Старшины опускают головы, пряча улыбки.
Таков один из обычаев нашего военно-морского флота (см. Примечание 1).
Шустрая пташка приобретает репутацию, способную потопить угольную баржу, и тем не менее еще раз проделывает тот же трюк в Гонконге или Бомбее.
В этом, и далеко не только в этом мои друзья признавались мне в те блаженные две недели, в течение которых мне посчастливилось наблюдать за их трудом.
Я слышал, без всяких купюр, что юнга думает о полученном взыскании и о человеке, который на него донес; как плотник отзывается о «приятеле» с верфи, какие чувства сигнальщик питает к адмиралу, что говорит кочегар о командовании, которое платит ему сущие гроши. В темноте ночей я слышал на полубаке фрагменты греческой трагедии, и это были такие фрагменты, что до конца жизни я буду жалеть о невозможности поделиться ими с публикой. Помимо того, я прослушал всевозможные лекции на самые животрепещущие темы, приправленные морской солью, и совершенно неправдоподобные рассказы о беседах с вышестоящими, слегка отредактированные знакомым морским пехотинцем.

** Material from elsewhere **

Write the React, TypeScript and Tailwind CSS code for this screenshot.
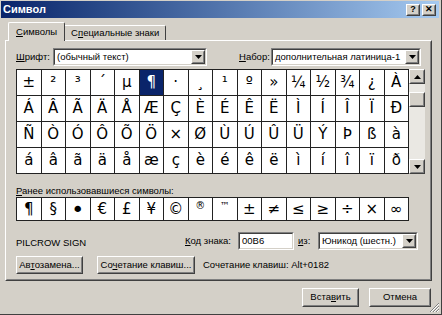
const rows = [
  "±²³´µ¶·¸¹º»¼½¾¿À",
  "ÁÂÃÄÅÆÇÈÉÊËÌÍÎÏÐ",
  "ÑÒÓÔÕÖ×ØÙÚÛÜÝÞßà",
  "áâãäåæçèéêëìíîïð",
];
const recent = "¶§•€£¥©®™±≠≤≥÷×∞";

// glyphs that Tahoma draws smaller or bigger in the recent row
const recentStyle: Record<string, string> = {
  "•": "text-[22px]",
  "®": "text-[10px] -translate-y-[4px]",
  "™": "text-[10px] -translate-y-[4px]",
};

const Sunken = ({ className = "", children }: { className?: string; children?: React.ReactNode }) => (
  <div className={`border border-t-[#808080] border-l-[#808080] border-r-white border-b-white ${className}`}>
    <div className="h-full flex items-center bg-white border border-t-[#404040] border-l-[#404040] border-r-[#d4d0c8] border-b-[#d4d0c8]">
      {children}
    </div>
  </div>
);

const Raised = ({ className = "", children }: { className?: string; children?: React.ReactNode }) => (
  <div className={`bg-[#d4d0c8] border border-t-white border-l-white border-r-[#404040] border-b-[#404040] ${className}`}>
    <div className="h-full flex items-center justify-center border border-t-transparent border-l-transparent border-r-[#808080] border-b-[#808080]">
      {children}
    </div>
  </div>
);

const Arrow = ({ up = false }: { up?: boolean }) => (
  <svg width="7" height="4" viewBox="0 0 7 4">
    <path d={up ? "M3.5 0 L7 4 L0 4 Z" : "M0 0 L7 0 L3.5 4 Z"} fill="#000" />
  </svg>
);

const Select = ({ width, text }: { width: string; text: string }) => (
  <Sunken className={`${width} h-[18px]`}>
    <span className="flex-1 pl-[2px] truncate">{text}</span>
    <Raised className="w-[14px] h-[14px]">
      <Arrow />
    </Raised>
  </Sunken>
);

const Btn = ({ width, children }: { width: string; children: React.ReactNode }) => (
  <Raised className={`${width} h-[18px]`}>
    <span>{children}</span>
  </Raised>
);

export default function App() {
  return (
    <div className="w-[442px] h-[315px] bg-[#d4d0c8] font-['Liberation_Sans',Arial,sans-serif] text-[9.5px] text-black border-r border-b border-[#404040] overflow-hidden flex flex-col relative">
      {/* title bar */}
      <div className="h-[17px] mt-[1px] ml-[1px] mr-[2px] bg-linear-to-r from-[#0a246a] to-[#a6caf0] flex items-center pl-[2px] pr-[3px]">
        <span className="text-white font-bold text-[11px] flex-1">Символ</span>
        <Raised className="w-[14px] h-[12px] mr-[2px]">
          <span className="font-bold text-[9px] leading-none">?</span>
        </Raised>
        <Raised className="w-[14px] h-[12px]">
          <span className="font-bold text-[9px] leading-none">✕</span>
        </Raised>
      </div>

      {/* tabs */}
      <div className="flex items-end h-[18px] mt-[4px] pl-[8px]">
        <div className="relative z-10 -mb-px h-[19px] px-[7px] flex items-center bg-[#d4d0c8] border-t border-l border-white border-r border-r-[#404040] rounded-t-[2px]">
          <span><u>С</u>имволы</span>
        </div>
        <div className="h-[15px] px-[6px] flex items-center border-t border-white border-r border-r-[#404040] rounded-tr-[2px]">
          <span>С<u>п</u>ециальные знаки</span>
        </div>
      </div>

      {/* tab panel */}
      <div className="ml-[5px] w-[427px] h-[241px] border border-t-white border-l-white border-r-[#404040] border-b-[#404040]">
        <div className="h-full border border-transparent border-r-[#808080] border-b-[#808080] pl-[9px] pt-[6px]">
          <div className="flex items-center h-[18px]">
            <span className="w-[37px]"><u>Ш</u>рифт:</span>
            <Select width="w-[154px]" text="(обычный текст)" />
            <span className="ml-[32px] w-[32px]"><u>Н</u>абор:</span>
            <Select width="w-[150px]" text="дополнительная латиница-1" />
          </div>

          <div className="flex mt-[3px]">
            <div className="w-[393px] grid grid-cols-16 border-l border-t border-[#222] font-['DejaVu_Sans',sans-serif] text-[15px]">
              {rows.map((r, ri) =>
                Array.from(r).map((c, ci) => {
                  const sel = ri === 0 && ci === 5;
                  return (
                    <div
                      key={`${ri}-${ci}`}
                      className={`h-[26px] flex items-center justify-center border-r border-b border-[#222] ${
                        sel ? "bg-[#0a246a] text-white" : "bg-white"
                      }`}
                    >
                      {c}
                    </div>
                  );
                })
              )}
            </div>
            <div className="w-[16px] h-[105px] flex flex-col bg-[#eae8e3]">
              <Raised className="w-[16px] h-[15px]">
                <Arrow up />
              </Raised>
              <div className="h-[8px]" />
              <Raised className="w-[16px] h-[15px]" />
              <div className="flex-1" />
              <Raised className="w-[16px] h-[15px]">
                <Arrow />
              </Raised>
            </div>
          </div>

          <div className="mt-[11px] h-[12px] leading-[12px]">
            <u>Р</u>анее использовавшиеся символы:
          </div>

          <div className="w-[393px] grid grid-cols-16 border-l border-t border-[#222] font-['DejaVu_Sans',sans-serif] text-[15px]">
            {Array.from(recent).map((c, i) => (
              <div key={i} className="h-[23px] flex items-center justify-center bg-white border-r border-b border-[#222]">
                <span className={recentStyle[c] ?? ""}>{c}</span>
              </div>
            ))}
          </div>

          <div className="flex items-center h-[18px] mt-[11px]">
            <span className="w-[169px] pt-[4px]">PILCROW SIGN</span>
            <span className="w-[53px]"><u>К</u>од знака:</span>
            <Sunken className="w-[56px] h-[18px]">
              <span className="pl-[2px]">00B6</span>
            </Sunken>
            <span className="ml-[4px] w-[20px]"><u>и</u>з:</span>
            <Select width="w-[100px]" text="Юникод (шестн.)" />
          </div>

          <div className="flex items-center h-[18px] mt-[6px]">
            <Btn width="w-[67px]">Ав<u>т</u>озамена...</Btn>
            <div className="ml-[14px]">
              <Btn width="w-[98px]">Со<u>ч</u>етание клавиш...</Btn>
            </div>
            <span className="ml-[8px]">Сочетание клавиш: Alt+0182</span>
          </div>
        </div>
      </div>

      {/* bottom buttons */}
      <div className="flex justify-end mt-[7px] pr-[10px]">
        <Btn width="w-[57px] h-[19px]">Вста<u>в</u>ить</Btn>
        <div className="ml-[10px]">
          <Btn width="w-[62px] h-[19px]">Отмена</Btn>
        </div>
      </div>

      {/* size grip */}
      <svg className="absolute right-[1px] bottom-[1px]" width="11" height="11" viewBox="0 0 11 11">
        <path d="M10 1 L1 10 M10 4 L4 10 M10 7 L7 10" stroke="#808080" strokeWidth="1" />
        <path d="M10 2 L2 10 M10 5 L5 10 M10 8 L8 10" stroke="#fff" strokeWidth="1" />
      </svg>
    </div>
  );
}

Учебные пожарные, аварийные и боевые тревоги и прочие вещи в том же роде обретают совершенно новое значение, как только вам хоть однажды растолкуют, в чем тут суть. Точно также, если артиллерист, умеющий управляться со своими сложными механизмами, любовно объяснит вам принцип их действия, вы по-новому посмотрите на стрельбы, и это понимание останется с вами до конца ваших дней.
Когда в следующий раз вы увидите матроса на берегу, вы уже не будете глазеть на него просто так. Вы уже видели его в естественной среде. Вы знаете, что он ест, как изъясняется, где и как он спит. Он больше не безликая единица, а такой же человек, как и вы, только в чем-то, как я уже говорил, лучше. Военно-морской офицер в твидовом костюме где-нибудь, к примеру, у теннисных кортов ведет себя очень скромно и старается держаться в тени — как священник в мирской одежде. Но вы видели его у алтаря!